▶ _Data section_

[Begin]

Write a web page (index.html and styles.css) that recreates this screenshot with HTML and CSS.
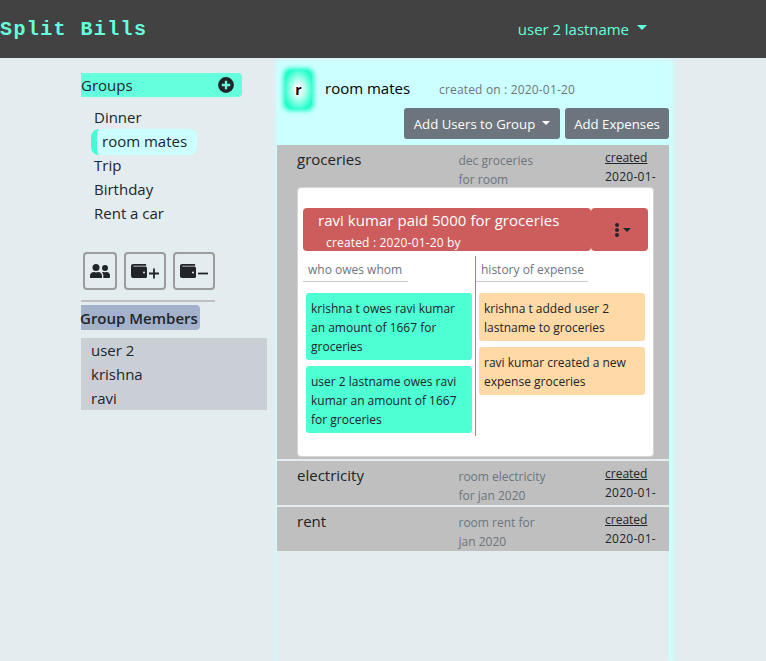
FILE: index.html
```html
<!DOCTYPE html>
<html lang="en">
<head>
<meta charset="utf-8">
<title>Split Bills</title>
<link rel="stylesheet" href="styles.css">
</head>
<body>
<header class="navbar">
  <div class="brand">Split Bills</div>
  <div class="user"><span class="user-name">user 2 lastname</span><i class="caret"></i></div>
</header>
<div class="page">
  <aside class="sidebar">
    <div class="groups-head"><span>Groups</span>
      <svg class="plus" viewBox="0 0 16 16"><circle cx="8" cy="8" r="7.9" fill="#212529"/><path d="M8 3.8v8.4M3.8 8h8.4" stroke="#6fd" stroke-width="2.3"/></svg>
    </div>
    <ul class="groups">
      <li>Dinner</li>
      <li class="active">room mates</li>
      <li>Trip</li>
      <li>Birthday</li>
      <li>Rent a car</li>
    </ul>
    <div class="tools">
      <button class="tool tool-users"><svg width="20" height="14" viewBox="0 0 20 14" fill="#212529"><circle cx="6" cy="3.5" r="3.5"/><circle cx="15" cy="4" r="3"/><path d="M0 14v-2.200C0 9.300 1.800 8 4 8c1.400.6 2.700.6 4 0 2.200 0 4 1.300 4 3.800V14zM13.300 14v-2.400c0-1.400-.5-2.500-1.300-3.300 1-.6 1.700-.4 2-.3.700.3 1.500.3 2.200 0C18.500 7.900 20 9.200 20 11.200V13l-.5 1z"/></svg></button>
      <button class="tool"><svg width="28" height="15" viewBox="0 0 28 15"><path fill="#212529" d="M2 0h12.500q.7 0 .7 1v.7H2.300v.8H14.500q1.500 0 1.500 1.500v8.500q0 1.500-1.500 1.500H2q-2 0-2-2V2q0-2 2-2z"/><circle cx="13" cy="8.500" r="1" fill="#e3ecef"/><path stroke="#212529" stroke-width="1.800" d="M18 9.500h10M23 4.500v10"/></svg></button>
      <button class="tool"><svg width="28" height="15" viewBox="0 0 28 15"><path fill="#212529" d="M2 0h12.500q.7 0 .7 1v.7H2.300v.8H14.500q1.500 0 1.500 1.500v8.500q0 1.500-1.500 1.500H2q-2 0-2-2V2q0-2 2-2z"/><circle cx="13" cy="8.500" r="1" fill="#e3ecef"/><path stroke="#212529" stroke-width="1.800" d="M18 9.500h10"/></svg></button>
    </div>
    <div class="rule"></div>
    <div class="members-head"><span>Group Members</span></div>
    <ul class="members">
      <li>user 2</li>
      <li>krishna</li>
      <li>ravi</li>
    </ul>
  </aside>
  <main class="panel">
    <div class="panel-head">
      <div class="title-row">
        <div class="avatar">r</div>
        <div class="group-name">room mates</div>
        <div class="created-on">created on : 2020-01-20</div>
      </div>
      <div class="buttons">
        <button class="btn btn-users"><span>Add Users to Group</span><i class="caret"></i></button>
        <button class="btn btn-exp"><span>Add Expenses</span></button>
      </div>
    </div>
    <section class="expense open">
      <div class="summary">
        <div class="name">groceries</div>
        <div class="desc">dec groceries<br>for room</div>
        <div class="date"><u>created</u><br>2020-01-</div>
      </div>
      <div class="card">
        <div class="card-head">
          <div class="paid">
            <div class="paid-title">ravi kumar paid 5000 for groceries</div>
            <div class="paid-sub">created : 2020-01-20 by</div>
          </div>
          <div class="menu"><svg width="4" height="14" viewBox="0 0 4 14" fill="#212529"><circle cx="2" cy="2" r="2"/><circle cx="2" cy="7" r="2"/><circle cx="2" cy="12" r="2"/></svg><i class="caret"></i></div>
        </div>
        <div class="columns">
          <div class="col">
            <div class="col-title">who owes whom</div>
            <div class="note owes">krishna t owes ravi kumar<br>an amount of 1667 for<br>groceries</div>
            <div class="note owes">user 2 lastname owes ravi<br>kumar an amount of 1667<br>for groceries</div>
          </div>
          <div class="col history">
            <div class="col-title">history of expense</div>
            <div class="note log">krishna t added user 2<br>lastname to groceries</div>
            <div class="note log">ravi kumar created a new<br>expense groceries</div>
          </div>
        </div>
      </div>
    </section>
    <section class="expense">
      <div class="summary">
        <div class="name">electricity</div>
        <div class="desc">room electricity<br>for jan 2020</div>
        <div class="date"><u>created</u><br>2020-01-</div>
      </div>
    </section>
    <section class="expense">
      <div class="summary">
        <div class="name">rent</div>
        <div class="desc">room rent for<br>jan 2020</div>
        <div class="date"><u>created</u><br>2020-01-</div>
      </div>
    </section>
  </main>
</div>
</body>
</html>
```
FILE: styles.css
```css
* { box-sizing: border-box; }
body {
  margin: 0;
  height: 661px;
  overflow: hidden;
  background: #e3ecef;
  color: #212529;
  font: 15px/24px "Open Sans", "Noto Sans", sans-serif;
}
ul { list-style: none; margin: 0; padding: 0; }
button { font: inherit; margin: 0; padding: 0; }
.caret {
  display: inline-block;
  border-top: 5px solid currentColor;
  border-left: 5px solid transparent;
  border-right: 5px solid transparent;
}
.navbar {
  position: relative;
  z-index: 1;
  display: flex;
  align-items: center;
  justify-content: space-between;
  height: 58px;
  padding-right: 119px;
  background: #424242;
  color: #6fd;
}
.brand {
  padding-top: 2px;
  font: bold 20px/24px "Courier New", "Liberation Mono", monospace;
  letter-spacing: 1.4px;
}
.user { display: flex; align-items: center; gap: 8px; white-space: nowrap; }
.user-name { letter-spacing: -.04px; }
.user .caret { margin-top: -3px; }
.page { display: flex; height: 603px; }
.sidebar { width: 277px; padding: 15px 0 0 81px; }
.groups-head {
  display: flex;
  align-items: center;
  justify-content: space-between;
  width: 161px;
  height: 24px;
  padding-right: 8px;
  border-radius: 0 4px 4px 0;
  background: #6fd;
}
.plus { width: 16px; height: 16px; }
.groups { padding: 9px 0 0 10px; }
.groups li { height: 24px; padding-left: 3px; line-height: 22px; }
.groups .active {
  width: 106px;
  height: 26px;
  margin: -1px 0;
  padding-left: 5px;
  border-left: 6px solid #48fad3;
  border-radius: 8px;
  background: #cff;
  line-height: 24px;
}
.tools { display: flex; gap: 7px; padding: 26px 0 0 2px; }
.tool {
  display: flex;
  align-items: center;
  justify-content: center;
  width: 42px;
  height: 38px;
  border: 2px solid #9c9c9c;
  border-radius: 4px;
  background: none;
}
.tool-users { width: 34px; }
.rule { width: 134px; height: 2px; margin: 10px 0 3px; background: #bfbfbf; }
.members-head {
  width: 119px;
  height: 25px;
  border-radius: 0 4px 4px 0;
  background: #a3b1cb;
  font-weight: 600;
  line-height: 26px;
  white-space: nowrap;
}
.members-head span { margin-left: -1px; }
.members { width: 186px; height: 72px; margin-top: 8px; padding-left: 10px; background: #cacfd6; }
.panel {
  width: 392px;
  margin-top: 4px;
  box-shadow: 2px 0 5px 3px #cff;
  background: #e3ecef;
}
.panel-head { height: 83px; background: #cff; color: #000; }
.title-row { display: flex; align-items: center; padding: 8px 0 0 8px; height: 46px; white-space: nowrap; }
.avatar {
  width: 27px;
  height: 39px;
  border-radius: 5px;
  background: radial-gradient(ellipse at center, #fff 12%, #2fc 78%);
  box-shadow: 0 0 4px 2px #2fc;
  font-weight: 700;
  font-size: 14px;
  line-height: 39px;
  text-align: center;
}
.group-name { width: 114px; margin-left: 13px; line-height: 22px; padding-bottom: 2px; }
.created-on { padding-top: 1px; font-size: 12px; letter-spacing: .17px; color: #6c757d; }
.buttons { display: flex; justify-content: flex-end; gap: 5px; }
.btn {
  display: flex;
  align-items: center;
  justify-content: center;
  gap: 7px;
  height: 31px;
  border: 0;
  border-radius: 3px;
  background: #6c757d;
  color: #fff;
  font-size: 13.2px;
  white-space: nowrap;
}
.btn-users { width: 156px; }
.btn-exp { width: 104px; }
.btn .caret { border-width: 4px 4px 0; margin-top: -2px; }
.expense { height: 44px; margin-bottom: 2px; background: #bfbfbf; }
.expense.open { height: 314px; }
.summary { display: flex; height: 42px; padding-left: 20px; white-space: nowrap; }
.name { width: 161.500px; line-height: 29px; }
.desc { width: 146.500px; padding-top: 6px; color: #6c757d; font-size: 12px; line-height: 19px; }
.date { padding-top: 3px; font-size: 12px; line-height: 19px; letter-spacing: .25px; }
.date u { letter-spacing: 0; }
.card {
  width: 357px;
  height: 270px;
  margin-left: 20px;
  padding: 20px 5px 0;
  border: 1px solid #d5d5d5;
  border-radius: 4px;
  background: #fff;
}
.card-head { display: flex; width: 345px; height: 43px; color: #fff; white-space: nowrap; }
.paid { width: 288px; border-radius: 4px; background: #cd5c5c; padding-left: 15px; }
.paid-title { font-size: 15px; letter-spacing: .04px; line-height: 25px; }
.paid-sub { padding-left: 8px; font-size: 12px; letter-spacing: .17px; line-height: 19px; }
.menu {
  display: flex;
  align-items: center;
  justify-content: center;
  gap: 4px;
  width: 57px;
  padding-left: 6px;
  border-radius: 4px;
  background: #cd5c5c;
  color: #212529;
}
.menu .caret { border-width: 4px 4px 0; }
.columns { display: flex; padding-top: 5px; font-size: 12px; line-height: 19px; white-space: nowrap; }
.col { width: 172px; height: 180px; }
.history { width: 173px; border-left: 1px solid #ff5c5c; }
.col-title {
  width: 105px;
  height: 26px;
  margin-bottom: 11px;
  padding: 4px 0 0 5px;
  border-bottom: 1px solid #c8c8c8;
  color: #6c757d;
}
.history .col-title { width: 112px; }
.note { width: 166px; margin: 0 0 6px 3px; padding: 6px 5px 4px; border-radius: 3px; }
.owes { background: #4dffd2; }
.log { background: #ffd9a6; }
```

[End]

▶ _The exercise_
Go through the listing above and pull out each line containing the word "page".

▶ _Exercise response_
Write a web page (index.html and styles.css) that recreates this screenshot with HTML and CSS.
<div class="page">
.page { display: flex; height: 603px; }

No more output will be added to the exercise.